Der Gang hatte links und rechts verschlossene Türen, hinter die ich vielleicht nie einen Blick werfen würde. Ich seufzte. Vor dem Spiegel kontrollierte ich mich, um vielleicht heute zu schaffen, was mir bis jetzt nicht gelungen war. Das Seufzen zeigte bloß, wie dieses Ziel in die Jahre gekommen war und sich dabei verwandelt hatte: Irgendwann war das ein Ort gewesen, den wir erreichen wollten. Später wurde das Ziel zum Horizont, und irgendwann schien es keinen Ausweg mehr zu geben. Wir taten weiterhin mit, weil wir mußten oder nicht anders konnten.
Hinten der große Raum war wunderschön eingerichtet, was von gutem Geschmack zeugte, und erfüllt mit menschlichen Lauten, Musik und Gelächter, Gemurmel. Die Sybille stand, an eine antike Kiste gelehnt. Ein Kreis aus Schweigen umgab unsere ungekrönte Königin. Wie eine Königin sah die Sybille nicht aus, ihr zerbrechliches Lächeln: Wir boten ihr unseren Respekt, ohne viel Worte zu verlieren. Die Bekundungen unserer Zuwendung, waren wir Liebediener unter uns, betrafen ihre Brust unter dem weißen Pullover, die wir uns sanft gerundet dachten und samtweich, ihre Hüften und ihre Taille und ihre Beine. Ihre Lippen und ihre Augen und ihre Backenknochen, ihren Haarschopf und ihren Arsch. Die Brustspitzen, die sicher zart rosa waren und sich stolz jedem Luftzug entgegenreckten.

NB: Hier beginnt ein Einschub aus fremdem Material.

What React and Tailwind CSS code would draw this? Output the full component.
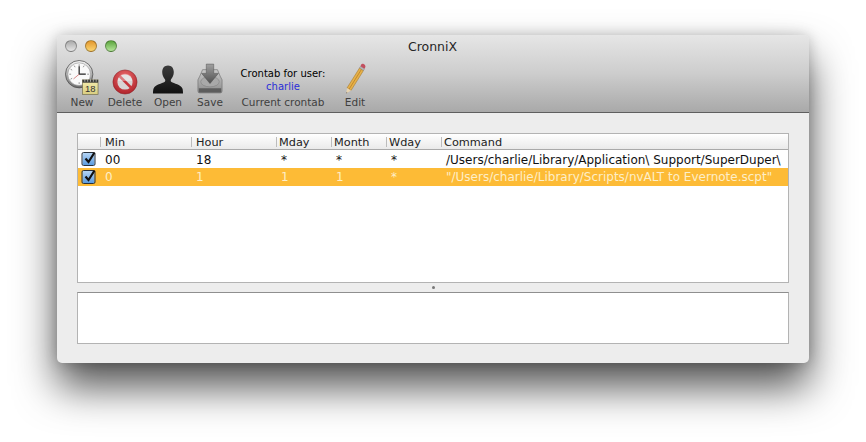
const font = { fontFamily: '"DejaVu Sans", sans-serif' };

const ClockIcon = () => (
  <svg width="34" height="35" viewBox="0 0 36 37">
    <defs>
      <linearGradient id="clockRim" x1="0" y1="0" x2="0" y2="1">
        <stop offset="0" stopColor="#f4f4f4" />
        <stop offset="1" stopColor="#6e6e6e" />
      </linearGradient>
      <linearGradient id="calTop" x1="0" y1="0" x2="0" y2="1">
        <stop offset="0" stopColor="#f6eeb0" />
        <stop offset="1" stopColor="#d9cd80" />
      </linearGradient>
    </defs>
    <circle cx="15" cy="15" r="14.5" fill="url(#clockRim)" stroke="#4c4c4c" strokeWidth="0.8" />
    <circle cx="15" cy="15" r="12" fill="#fafafa" stroke="#8d8d8d" strokeWidth="0.6" />
    <path d="M15 4.500v2M15 23.500v2M4.500 15h2M23.500 15h2M9.700 5.900l1 1.700M20.300 5.900l-1 1.700M5.900 9.700l1.700 1M5.900 20.300l1.700-1" stroke="#777" strokeWidth="0.8" />
    <path d="M15 15V6.500" stroke="#222" strokeWidth="1.3" />
    <path d="M15 15h7" stroke="#222" strokeWidth="1.3" />
    <path d="M15 15l-6 5" stroke="#b33" strokeWidth="0.6" />
    <rect x="18.500" y="21" width="16.500" height="15.500" fill="url(#calTop)" stroke="#6d684a" strokeWidth="0.7" />
    <rect x="18.500" y="21" width="16.500" height="3" fill="#3d3d38" />
    <path d="M21 20.500v2.500M24 20.500v2.500M27 20.500v2.500M30 20.500v2.500M33 20.500v2.500" stroke="#ddd" strokeWidth="0.7" />
    <text x="26.800" y="34" textAnchor="middle" fontSize="10" fill="#333" fontFamily="Liberation Sans, sans-serif">18</text>
  </svg>
);

const DeleteIcon = () => (
  <svg width="26" height="26" viewBox="0 0 28 28">
    <defs>
      <radialGradient id="noRed" cx="0.5" cy="0.3" r="0.8">
        <stop offset="0" stopColor="#ea6a6c" />
        <stop offset="1" stopColor="#a81a22" />
      </radialGradient>
    </defs>
    <circle cx="14" cy="14" r="13" fill="url(#noRed)" stroke="#8b2228" strokeWidth="0.6" />
    <circle cx="14" cy="14" r="8.200" fill="#d8d4d4" />
    <path d="M7 8.500L19.500 21 21.500 19 9 6.500z" fill="#c7343a" />
    <path d="M6 13a8 8 0 0 1 16 0" fill="#ffffff" opacity="0.35" />
  </svg>
);

const UserIcon = () => (
  <svg width="30" height="30" viewBox="0 0 30 30">
    <defs>
      <linearGradient id="userFill" x1="0" y1="0" x2="0" y2="1">
        <stop offset="0" stopColor="#3c3c3c" />
        <stop offset="1" stopColor="#111" />
      </linearGradient>
    </defs>
    <path d="M15 0.500c3.700 0 5.800 2.800 5.800 6.600 0 3-1.200 5.600-2.700 7.100-.6.7-.5 2.200.4 2.800 2.300 1.300 9.300 2.800 10.800 6.300.6 1.400.7 3.200.7 5.200H0c0-2 .1-3.800.7-5.200 1.500-3.500 8.500-5 10.800-6.300.9-.6 1-2.100.4-2.800-1.500-1.500-2.700-4.100-2.700-7.100C9.200 3.300 11.300.5 15 .5z" fill="url(#userFill)" />
  </svg>
);

const SaveIcon = () => (
  <svg width="26" height="33" viewBox="0 0 28 33">
    <defs>
      <linearGradient id="driveBody" x1="0" y1="0" x2="0" y2="1">
        <stop offset="0" stopColor="#c9c9c9" />
        <stop offset="1" stopColor="#8c8c8c" />
      </linearGradient>
      <linearGradient id="arrowFill" x1="0" y1="0" x2="0" y2="1">
        <stop offset="0" stopColor="#a0a0a0" />
        <stop offset="1" stopColor="#505050" />
      </linearGradient>
    </defs>
    <path d="M3 14l3-7h16l3 7 2 4v12a2 2 0 0 1-2 2H3a2 2 0 0 1-2-2V18z" fill="url(#driveBody)" stroke="#6f6f6f" strokeWidth="0.7" />
    <rect x="2" y="27" width="24" height="4.500" fill="#5d5d5d" />
    <ellipse cx="14" cy="20" rx="10" ry="5.500" fill="#a9a9a9" stroke="#7e7e7e" strokeWidth="0.6" />
    <path d="M10 1h8v10h5l-9 11-9-11h5z" fill="url(#arrowFill)" stroke="#4a4a4a" strokeWidth="0.5" />
  </svg>
);

const PencilIcon = () => (
  <svg width="22" height="32" viewBox="0 0 22 32">
    <path d="M15.500 5l4 2.500L7 27.500l-4-2.500z" fill="#e6b14a" stroke="#9a6f25" strokeWidth="0.5" />
    <path d="M17.500 6.300L5 26.300" stroke="#c48a2a" strokeWidth="1" />
    <path d="M3 25l4 2.500-4.800 3z" fill="#e8d4b0" />
    <path d="M2.700 29.300l-.5 1.200 1.200-.7z" fill="#222" />
    <path d="M15.500 5l4 2.500 1-1.700-4-2.500z" fill="#b9b9b9" stroke="#777" strokeWidth="0.4" />
    <path d="M16.500 3.300l4 2.500 .8-1.500c.5-1-.1-2.300-1.300-3-1.200-.8-2.300-.6-2.800.3z" fill="#c2505f" />
  </svg>
);

const Light = ({ className }) => (
  <div className={`w-[12px] h-[12px] rounded-full border border-black/30 ${className}`} />
);

const ToolItem = ({ width, label, children }) => (
  <div className={`flex flex-col items-center shrink-0 ${width}`}>
    <div className="h-[36px] flex items-end justify-center">{children}</div>
    <span className="mt-[1px] text-[10.5px] leading-[13px] text-[#3f3f3f]">{label}</span>
  </div>
);

const CheckBox = () => (
  <div className="relative w-[14px] h-[14px] rounded-[2px] border border-[#27303c] bg-gradient-to-b from-[#b4d4f4] to-[#5b9cdf]">
    <svg className="absolute -top-[3px] left-[0px]" width="15" height="16" viewBox="0 0 15 16">
      <path d="M3 8.500l3 3.500L12 2.500" fill="none" stroke="#111" strokeWidth="2.200" />
    </svg>
  </div>
);

const columns = [
  { name: "Min", width: "w-[91px]", pad: "pl-[4px]" },
  { name: "Hour", width: "w-[85px]", pad: "pl-[4px]" },
  { name: "Mday", width: "w-[55px]", pad: "pl-[2px]" },
  { name: "Month", width: "w-[55px]", pad: "pl-[2px]" },
  { name: "Wday", width: "w-[55px]", pad: "pl-[2px]" },
  { name: "Command", width: "flex-1", pad: "pl-[2px]" },
];

const rows = [
  {
    cells: ["00", "18", "*", "*", "*", "/Users/charlie/Library/Application\\ Support/SuperDuper\\"],
    rowClass: "bg-white text-[#111]",
    cellClass: "pt-[3px]",
  },
  {
    cells: ["0", "1", "1", "1", "*", '"/Users/charlie/Library/Scripts/nvALT to Evernote.scpt"'],
    rowClass: "bg-[#fdbb36] text-[#fdeec8]",
    cellClass: "pt-[1px]",
  },
];

export default function App() {
  return (
    <div className="w-[866px] h-[442px] bg-white overflow-hidden pl-[57px] pt-[35px]" style={font}>
      <div className="w-[752px] h-[328px] flex flex-col rounded-[5px] overflow-hidden bg-[#ededed] shadow-[0_24px_42px_rgba(0,0,0,0.68),0_0_14px_rgba(0,0,0,0.2)]">
        {/* Title bar + toolbar */}
        <div className="h-[78px] shrink-0 relative bg-gradient-to-b from-[#e6e6e6] via-[#cdcdcd] to-[#a9a9a9] border-b border-[#5f5f5f]">
          <div className="flex gap-[8px] pl-[8px] pt-[5px]">
            <Light className="bg-gradient-to-b from-[#a9a9a9] to-[#e6e6e6]" />
            <Light className="bg-gradient-to-b from-[#e2972a] to-[#fbd56f]" />
            <Light className="bg-gradient-to-b from-[#5ba53c] to-[#b5e69a]" />
          </div>
          <div className="absolute top-[4px] left-0 right-0 text-center text-[12.5px] leading-[15px] text-[#262626] pr-[1px]">
            CronniX
          </div>
          <div className="flex items-end pl-[4px] mt-[7px]">
            <ToolItem width="w-[42px]" label="New"><ClockIcon /></ToolItem>
            <ToolItem width="w-[44px]" label="Delete"><DeleteIcon /></ToolItem>
            <ToolItem width="w-[42px]" label="Open"><UserIcon /></ToolItem>
            <ToolItem width="w-[42px]" label="Save"><SaveIcon /></ToolItem>
            <div className="w-[104px] shrink-0 flex flex-col items-center">
              <span className="text-[10px] leading-[13px] text-black">Crontab for user:</span>
              <span className="text-[10px] leading-[13px] text-[#2a2fd8]">charlie</span>
              <span className="mt-[3px] text-[10.5px] leading-[13px] text-[#3f3f3f]">Current crontab</span>
            </div>
            <ToolItem width="w-[40px]" label="Edit"><PencilIcon /></ToolItem>
          </div>
        </div>

        {/* Body */}
        <div className="flex-1 flex flex-col px-[20px] pt-[20px]">
          <div className="h-[150px] shrink-0 border border-[#b3b3b3] bg-white flex flex-col">
            <div className="h-[16px] shrink-0 flex bg-gradient-to-b from-white to-[#eaeaea] border-b border-[#a9a9a9]">
              <div className="w-[22px] shrink-0" />
              {columns.map((col) => (
                <div key={col.name} className={`${col.width} shrink-0 flex items-center`}>
                  <div className="w-px h-[10px] bg-[#bcbcbc] shrink-0" />
                  <span className={`${col.pad} pt-[1px] text-[11.3px] leading-[15px] text-[#222]`}>{col.name}</span>
                </div>
              ))}
            </div>
            {rows.map((row) => (
              <div key={row.cells[0]} className={`h-[18px] shrink-0 flex items-center ${row.rowClass}`}>
                <div className="w-[22px] shrink-0 flex justify-center -translate-x-[0.5px]">
                  <CheckBox />
                </div>
                {row.cells.map((cell, i) => (
                  <div
                    key={i}
                    className={`${columns[i].width} ${row.cellClass} shrink-0 pl-[5px] whitespace-nowrap overflow-hidden text-[12px] leading-[17px]`}
                  >
                    {cell}
                  </div>
                ))}
              </div>
            ))}
          </div>

          {/* Split handle */}
          <div className="h-[9px] shrink-0 flex justify-center items-center">
            <div className="w-[3px] h-[3px] rounded-full bg-[#777]" />
          </div>

          <div className="h-[52px] shrink-0 border border-[#b3b3b3] border-t-[#8f8f8f] bg-white" />
        </div>
      </div>
    </div>
  );
}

Einmal gerieten wir in Versuchung, daß wir uns in all unserer Anbetung verbrüderten, und Maria war hübsch und drall und sanft. Sie näherte sich uns mit einem lockeren Schritt, leicht und beinahe schwebend, aller Figur zum Trotz. Wir hofften, daß sie unsere Schweißhände nicht sah, und versuchten vergeblich, ihr nicht auf die ausufernden Brüste zu starren. Sie stellte sich vor, und mit ihrer reibenden Stimme flüsterte sie Michael etwas zu, und ich konnte sehen, wie er unter dem steifen Hemd bebte vor Anspannung. Sein Ohr war dann blutigrot.

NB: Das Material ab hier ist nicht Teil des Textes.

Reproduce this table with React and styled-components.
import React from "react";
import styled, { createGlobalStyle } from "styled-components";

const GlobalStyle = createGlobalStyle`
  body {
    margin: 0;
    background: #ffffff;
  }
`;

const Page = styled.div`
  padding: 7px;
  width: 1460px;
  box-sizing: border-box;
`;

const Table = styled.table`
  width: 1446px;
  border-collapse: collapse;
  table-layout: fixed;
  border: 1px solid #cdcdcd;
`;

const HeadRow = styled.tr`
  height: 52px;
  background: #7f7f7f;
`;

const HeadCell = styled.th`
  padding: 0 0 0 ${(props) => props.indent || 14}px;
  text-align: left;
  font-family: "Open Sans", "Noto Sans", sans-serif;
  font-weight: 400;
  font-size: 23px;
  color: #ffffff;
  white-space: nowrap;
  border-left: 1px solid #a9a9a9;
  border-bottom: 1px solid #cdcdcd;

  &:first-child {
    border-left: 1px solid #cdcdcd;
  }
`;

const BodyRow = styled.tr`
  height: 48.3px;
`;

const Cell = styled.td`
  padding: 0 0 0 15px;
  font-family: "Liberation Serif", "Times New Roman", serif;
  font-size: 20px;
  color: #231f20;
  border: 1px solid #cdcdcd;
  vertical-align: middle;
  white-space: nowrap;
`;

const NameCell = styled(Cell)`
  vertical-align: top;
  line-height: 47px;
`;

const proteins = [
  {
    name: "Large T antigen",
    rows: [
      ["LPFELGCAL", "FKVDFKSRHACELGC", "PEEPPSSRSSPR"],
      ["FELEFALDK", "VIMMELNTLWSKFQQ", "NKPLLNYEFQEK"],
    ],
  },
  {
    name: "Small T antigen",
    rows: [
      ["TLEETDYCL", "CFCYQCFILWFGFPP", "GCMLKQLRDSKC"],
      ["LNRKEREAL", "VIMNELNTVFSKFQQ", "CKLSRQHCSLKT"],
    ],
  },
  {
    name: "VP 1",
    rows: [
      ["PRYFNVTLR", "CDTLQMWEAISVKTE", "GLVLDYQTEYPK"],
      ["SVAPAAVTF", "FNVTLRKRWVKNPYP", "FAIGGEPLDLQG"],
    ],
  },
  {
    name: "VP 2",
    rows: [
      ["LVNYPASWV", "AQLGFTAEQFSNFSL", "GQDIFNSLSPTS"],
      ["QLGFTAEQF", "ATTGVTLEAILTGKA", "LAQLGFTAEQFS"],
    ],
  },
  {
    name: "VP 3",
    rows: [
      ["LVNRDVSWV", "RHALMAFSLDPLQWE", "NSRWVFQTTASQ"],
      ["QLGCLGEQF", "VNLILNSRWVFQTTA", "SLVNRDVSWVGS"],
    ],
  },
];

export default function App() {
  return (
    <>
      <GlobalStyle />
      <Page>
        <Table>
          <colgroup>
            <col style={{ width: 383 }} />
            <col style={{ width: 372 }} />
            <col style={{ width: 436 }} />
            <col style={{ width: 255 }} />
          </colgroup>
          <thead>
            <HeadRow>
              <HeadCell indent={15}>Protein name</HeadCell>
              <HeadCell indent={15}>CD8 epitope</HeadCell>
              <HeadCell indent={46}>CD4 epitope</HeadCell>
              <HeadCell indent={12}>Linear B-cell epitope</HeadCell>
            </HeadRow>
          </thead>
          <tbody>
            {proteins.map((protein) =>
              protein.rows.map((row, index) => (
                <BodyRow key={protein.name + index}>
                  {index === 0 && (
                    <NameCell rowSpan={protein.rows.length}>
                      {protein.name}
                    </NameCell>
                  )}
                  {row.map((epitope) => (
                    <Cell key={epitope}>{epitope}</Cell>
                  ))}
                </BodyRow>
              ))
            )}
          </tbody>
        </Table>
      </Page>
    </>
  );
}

Er löste seine Hand aus der Erstarrung, schob sie sich instinktiv vor den Hosenschlitz und zog sie sofort wieder zurück. Ich konnte einen kurzen, interessierten Blick sehen hinter den niedergeschlagenen Wimpern, ein begehrliches Lächeln aus dem runden Gesicht, und ihr schnelles, hartes Schlucken.
Während sie einander auf die Tanzfläche zerrten, sah uns Michael flehend an. Verzeihung hatte er nicht zu erwarten, und Verschwiegenheit würde ihm nicht weiter helfen. Vielleicht hoffte er, daß wir ihn zurückhielten, bevor er zu weit ginge. Wir aber standen und gafften. Zu Sybille hinüber traute ich mir sowieso keinen Blick zu. Man erzählte mir später, sie hätte die Augenbraue gehoben wie im Erstaunen, sich aber gleich wieder abgewandt. In meinem Kopf sah ich es dann wie eine Doppelbelichtung und mußte die Augen schließen, und mußte den Schwindel abschütteln.

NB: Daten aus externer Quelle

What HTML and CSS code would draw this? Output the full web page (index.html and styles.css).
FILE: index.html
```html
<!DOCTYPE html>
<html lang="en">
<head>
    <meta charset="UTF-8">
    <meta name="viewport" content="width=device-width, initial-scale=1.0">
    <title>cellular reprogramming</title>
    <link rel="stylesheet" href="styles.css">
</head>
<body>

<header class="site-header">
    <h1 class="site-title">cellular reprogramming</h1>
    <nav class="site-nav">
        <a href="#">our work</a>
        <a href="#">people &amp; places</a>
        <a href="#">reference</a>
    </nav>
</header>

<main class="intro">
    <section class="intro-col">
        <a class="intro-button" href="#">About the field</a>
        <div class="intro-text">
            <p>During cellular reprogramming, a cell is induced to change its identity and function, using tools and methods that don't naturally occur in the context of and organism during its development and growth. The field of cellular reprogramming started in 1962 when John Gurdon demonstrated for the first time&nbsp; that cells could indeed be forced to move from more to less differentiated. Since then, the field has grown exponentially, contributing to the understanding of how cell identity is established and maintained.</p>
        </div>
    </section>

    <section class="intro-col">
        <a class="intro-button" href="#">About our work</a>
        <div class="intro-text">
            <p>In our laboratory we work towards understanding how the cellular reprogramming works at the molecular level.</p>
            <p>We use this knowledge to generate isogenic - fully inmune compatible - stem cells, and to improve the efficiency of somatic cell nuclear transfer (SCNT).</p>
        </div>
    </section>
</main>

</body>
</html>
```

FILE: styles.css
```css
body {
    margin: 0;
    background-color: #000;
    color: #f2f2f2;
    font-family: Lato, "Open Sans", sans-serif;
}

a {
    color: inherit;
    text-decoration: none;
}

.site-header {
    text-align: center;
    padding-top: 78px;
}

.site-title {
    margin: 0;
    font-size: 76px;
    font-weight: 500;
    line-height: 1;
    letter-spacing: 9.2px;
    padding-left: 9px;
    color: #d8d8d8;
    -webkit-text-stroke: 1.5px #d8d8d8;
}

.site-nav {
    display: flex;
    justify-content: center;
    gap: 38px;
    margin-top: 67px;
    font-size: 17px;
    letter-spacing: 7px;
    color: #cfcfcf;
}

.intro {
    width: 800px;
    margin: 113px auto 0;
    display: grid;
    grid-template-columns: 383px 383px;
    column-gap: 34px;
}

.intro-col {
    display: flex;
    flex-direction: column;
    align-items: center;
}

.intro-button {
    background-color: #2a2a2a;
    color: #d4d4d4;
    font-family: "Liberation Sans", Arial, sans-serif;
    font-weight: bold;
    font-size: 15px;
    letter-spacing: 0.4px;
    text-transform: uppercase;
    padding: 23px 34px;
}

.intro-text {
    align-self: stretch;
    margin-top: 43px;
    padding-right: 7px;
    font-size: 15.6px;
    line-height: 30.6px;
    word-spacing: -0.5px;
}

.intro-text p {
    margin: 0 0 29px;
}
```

An das Gaffen erinnere ich mich genau. Ich erinnere mich genau, daß die Sybille später verschwand, und ihre Mädchen mit ihr, und wie nach und nach unser Hauptgespräch uns übermannte, und wie wir uns in ein abgelegenes, abgewetztes Wirtshaus zurückzogen, um schon auf dem Wege abermals die Hüften und Backenknochen zu beschwören und die hilfreichen Geister der Trunkenheit um uns zu scharen.
Ich erinnere mich, daß auf dem Weg einer lallte, wo eigentlich Michael war. Wir waren aber fröhlich in unserer gemeinsamen Aufregung, und erst, als wir sicher waren, daß wir sicher auf den schmierigen Holzbänken lümmelten, trauten wir uns allerlei Spekulation zu. Vielleicht waren die beiden geflohen, dem Bannkreis der Sybille entlaufen, um in einem weitbauchigen Schiff andere Länder zu sehen, andere Kontinente und fremde Völker.